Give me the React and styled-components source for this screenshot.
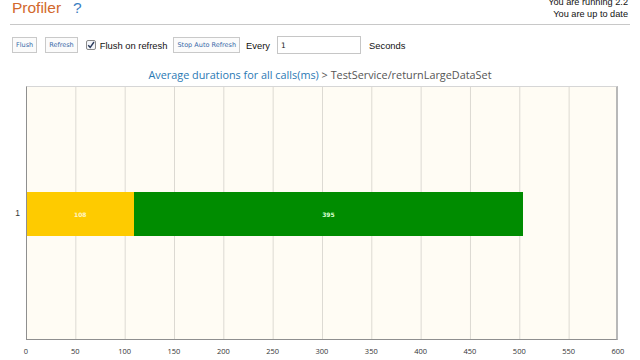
import React from "react";
import styled, { createGlobalStyle } from "styled-components";

const GlobalStyle = createGlobalStyle`
  html, body {
    margin: 0;
    padding: 0;
    background: #ffffff;
    overflow: hidden;
  }
  body {
    font-family: "Liberation Sans", Arial, sans-serif;
    color: #222;
  }
`;

const Page = styled.div`
  width: 640px;
  height: 360px;
  overflow: hidden;
  position: relative;
`;

const Header = styled.div`
  display: flex;
  justify-content: space-between;
  align-items: flex-end;
  margin: -8px 10px 0 10px;
  padding: 0 2px 3px 2px;
  border-bottom: 1px solid #c8c8c8;
  height: 29px;
`;

const Brand = styled.div`
  display: flex;
  align-items: baseline;
  gap: 12px;
  font-size: 15.5px;
  line-height: 18px;
  padding-bottom: 4px;
`;

const BrandName = styled.span`
  color: #d2682c;
`;

const Help = styled.span`
  color: #3a7ec2;
`;

const Version = styled.div`
  text-align: right;
  font-size: 9.2px;
  line-height: 12px;
  color: #111;
  margin-right: 0;
  padding-bottom: 1px;
`;

const Toolbar = styled.div`
  display: flex;
  align-items: center;
  gap: 6px;
  padding: 10px 12px 0 12px;
  height: 20px;
  font-size: 9.4px;
`;

const SmallButton = styled.button`
  font-family: "DejaVu Sans", Verdana, sans-serif;
  font-size: 6.5px;
  color: #3768a8;
  background: #fbfbfb;
  border: 1px solid #c9c9c9;
  height: 16px;
  padding: 0 3px;
  margin-right: ${({ $gap }) => $gap || 0}px;
  cursor: pointer;
`;

const CheckLabel = styled.label`
  display: flex;
  align-items: center;
  gap: 4px;
  color: #111;
`;

const Box = styled.span`
  width: 8px;
  height: 8px;
  border: 1px solid #8a8a8a;
  border-radius: 2px;
  background: #f4f6fa;
  display: inline-flex;
  align-items: center;
  justify-content: center;
`;

const TextLabel = styled.span`
  color: #111;
  margin-left: ${({ $ml }) => $ml || 0}px;
`;

const NumberInput = styled.input`
  width: 76px;
  height: 14px;
  border: 1px solid #c6c6c6;
  padding: 1px 3px;
  font-family: "DejaVu Sans", Verdana, sans-serif;
  font-size: 7.5px;
  color: #222;
  margin: 0 1px;
`;

const ChartTitle = styled.div`
  text-align: center;
  font-family: "Open Sans", "DejaVu Sans", sans-serif;
  font-size: 10.85px;
  margin-top: 12px;
  height: 15px;
  line-height: 15px;
  padding-left: 0px;
  color: #555;
`;

const TitleLink = styled.span`
  color: #2a79b4;
`;

const ChartArea = styled.div`
  display: flex;
  margin-top: 4px;
`;

const YAxis = styled.div`
  width: 26px;
  display: flex;
  align-items: center;
  justify-content: flex-end;
  padding-right: 6px;
  box-sizing: border-box;
  font-size: 8.5px;
  color: #333;
`;

const Plot = styled.div`
  width: 592px;
  height: 254px;
  box-sizing: border-box;
  border-left: 1px solid #8f8f8f;
  border-bottom: 1px solid #8f8f8f;
  border-top: 1px solid #d6d6d6;
  border-right: 2px solid #b8b8b8;
  background-color: #fffcf4;
  background-image: linear-gradient(
    to right,
    transparent calc(100% - 1px),
    #dcd9d2 calc(100% - 1px)
  );
  background-size: 49.333px 100%;
  display: flex;
  align-items: center;
`;

const BarRow = styled.div`
  display: flex;
  height: 44px;
  width: 100%;
  margin-top: 2px;
`;

const Segment = styled.div`
  background: ${({ $color }) => $color};
  display: flex;
  align-items: center;
  justify-content: center;
  font-family: "DejaVu Sans", Verdana, sans-serif;
  font-weight: bold;
  font-size: 6px;
  color: ${({ $text }) => $text};
`;

const XAxis = styled.div`
  display: flex;
  justify-content: space-between;
  width: 592px;
  margin-left: 26px;
  margin-top: 6px;
`;

const Tick = styled.div`
  width: 0;
  display: flex;
  justify-content: center;
  font-family: "Open Sans", "DejaVu Sans", sans-serif;
  font-size: 7.5px;
  color: #333;
  white-space: nowrap;
`;

const SCALE = 592 / 600;
const segments = [
  { value: 108, color: "#fecb00", text: "#fff6c8" },
  { value: 395, color: "#008c00", text: "#d8ffd0" },
];
const ticks = [0, 50, 100, 150, 200, 250, 300, 350, 400, 450, 500, 550, 600];

export default function App() {
  return (
    <Page>
      <GlobalStyle />
      <Header>
        <Brand>
          <BrandName>Profiler</BrandName>
          <Help>?</Help>
        </Brand>
        <Version>
          <div>You are running 2.2</div>
          <div>You are up to date</div>
        </Version>
      </Header>
      <Toolbar>
        <SmallButton $gap={2}>Flush</SmallButton>
        <SmallButton $gap={2}>Refresh</SmallButton>
        <CheckLabel>
          <Box>
            <svg width="8" height="8" viewBox="0 0 8 8">
              <path d="M1.2 4.2 L3.2 6.3 L7 1" stroke="#2b3b5c" strokeWidth="1.4" fill="none" />
            </svg>
          </Box>
          Flush on refresh
        </CheckLabel>
        <SmallButton>Stop Auto Refresh</SmallButton>
        <TextLabel>Every</TextLabel>
        <NumberInput defaultValue="1" />
        <TextLabel $ml={1}>Seconds</TextLabel>
      </Toolbar>
      <ChartTitle>
        <TitleLink>Average durations for all calls(ms)</TitleLink> &gt; TestService/returnLargeDataSet
      </ChartTitle>
      <ChartArea>
        <YAxis>1</YAxis>
        <Plot>
          <BarRow>
            {segments.map((s) => (
              <Segment
                key={s.value}
                $color={s.color}
                $text={s.text}
                style={{ width: `${s.value * SCALE}px` }}
              >
                {s.value}
              </Segment>
            ))}
          </BarRow>
        </Plot>
      </ChartArea>
      <XAxis>
        {ticks.map((t) => (
          <Tick key={t}>{t}</Tick>
        ))}
      </XAxis>
    </Page>
  );
}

--

Written exercise: Show, from the listing above, each line that contains the word "components".

The completed task:
Give me the React and styled-components source for this screenshot.
import styled, { createGlobalStyle } from "styled-components";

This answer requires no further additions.